■ What is needed
Look for the string "React" in the lines and copy each line that has it.

■ Data extract
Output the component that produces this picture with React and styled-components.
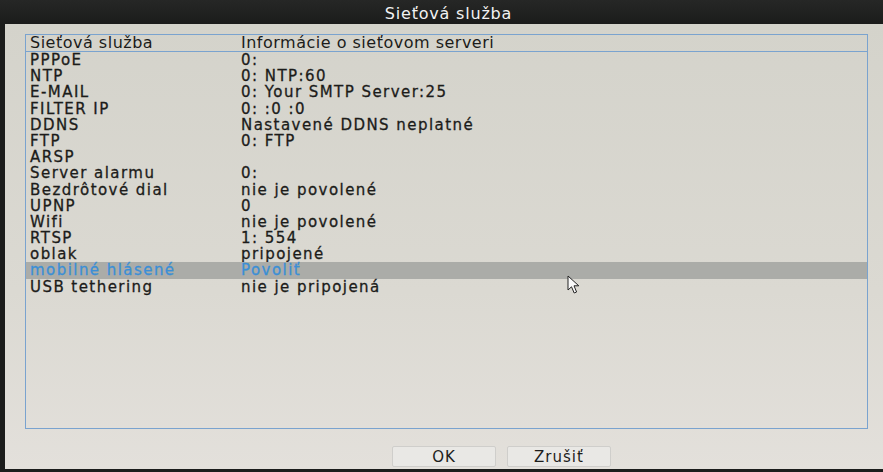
import React from 'react'
import styled, { createGlobalStyle } from 'styled-components'

const GlobalStyle = createGlobalStyle`
  html, body {
    margin: 0;
    padding: 0;
    background: #1b1c1b;
  }
  body {
    font-family: "DejaVu Sans", Verdana, sans-serif;
  }
`

const services = [
  { name: 'PPPoE', info: '0:' },
  { name: 'NTP', info: '0: NTP:60' },
  { name: 'E-MAIL', info: '0: Your SMTP Server:25' },
  { name: 'FILTER IP', info: '0: :0 :0' },
  { name: 'DDNS', info: 'Nastavené DDNS neplatné' },
  { name: 'FTP', info: '0: FTP' },
  { name: 'ARSP', info: '' },
  { name: 'Server alarmu', info: '0:' },
  { name: 'Bezdrôtové dial', info: 'nie je povolené' },
  { name: 'UPNP', info: '0' },
  { name: 'Wifi', info: 'nie je povolené' },
  { name: 'RTSP', info: '1: 554' },
  { name: 'oblak', info: 'pripojené' },
  { name: 'mobilné hlásené', info: 'Povoliť', selected: true },
  { name: 'USB tethering', info: 'nie je pripojená' },
]

export default function App() {
  return (
    <Screen>
      <GlobalStyle />
      <TitleBar>Sieťová služba</TitleBar>
      <Panel>
        <Table>
          <HeaderRow>
            <Cell>Sieťová služba</Cell>
            <Cell>Informácie o sieťovom serveri</Cell>
          </HeaderRow>
          {services.map((s, i) => (
            <Row key={i} $selected={s.selected}>
              <Cell>{s.name}</Cell>
              <Cell>{s.info}</Cell>
            </Row>
          ))}
        </Table>
        <Buttons>
          <Button>OK</Button>
          <Button>Zrušiť</Button>
        </Buttons>
      </Panel>
      <Cursor width="16" height="20" viewBox="0 0 16 20">
        <path d="M1 1 L1 15 L4.5 11.8 L7.2 18 L9.6 17 L7 10.8 L11.8 10.8 Z" fill="#fafafa" stroke="#222" strokeWidth="1" strokeLinejoin="round" />
      </Cursor>
    </Screen>
  )
}

const Screen = styled.div`
  position: relative;
  width: 883px;
  height: 472px;
  background: #1b1c1b;
  display: flex;
  flex-direction: column;
  overflow: hidden;
`

const TitleBar = styled.div`
  height: 24px;
  line-height: 27px;
  text-align: center;
  color: #f2f2f2;
  font-size: 16px;
  letter-spacing: 0.8px;
  padding-left: 14px;
  background: linear-gradient(#262726, #1b1c1b);
`

const Panel = styled.div`
  margin-left: 5px;
  height: 445px;
  background: linear-gradient(#d4d3cb, #dbd9d2 60%, #e3e0db);
  display: flex;
  flex-direction: column;
  padding: 10px 0 0 20px;
  box-sizing: border-box;
`

const Table = styled.div`
  width: 843px;
  height: 395px;
  border: 1px solid #7aa3cf;
  box-sizing: border-box;
  display: flex;
  flex-direction: column;
`

const Row = styled.div`
  display: grid;
  grid-template-columns: 211px 1fr;
  height: 16.2px;
  padding-left: 4px;
  font-size: 15px;
  line-height: 16px;
  letter-spacing: 1.45px;
  -webkit-text-stroke: 0.3px currentColor;
  color: ${p => (p.$selected ? '#3b8fd6' : '#1c1c1a')};
  background: ${p => (p.$selected ? '#abaca8' : 'transparent')};
  white-space: nowrap;
`

const HeaderRow = styled(Row)`
  height: 16px;
  border-bottom: 1px solid #7aa3cf;
  font-size: 16px;
  letter-spacing: 0.5px;
  -webkit-text-stroke: 0;
`

const Cell = styled.div``

const Buttons = styled.div`
  display: flex;
  justify-content: center;
  gap: 11px;
  margin-top: 17px;
  padding-left: 95px;
`

const Button = styled.div`
  width: 102px;
  height: 19px;
  line-height: 20px;
  text-align: center;
  font-size: 15px;
  letter-spacing: 1px;
  color: #1d1d1b;
  background: #e9e8e5;
  border: 1px solid #cfcecb;
  border-radius: 2px;
`

const Cursor = styled.svg`
  position: absolute;
  left: 567px;
  top: 275px;
`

■ Written reply
Output the component that produces this picture with React and styled-components.
import React from 'react'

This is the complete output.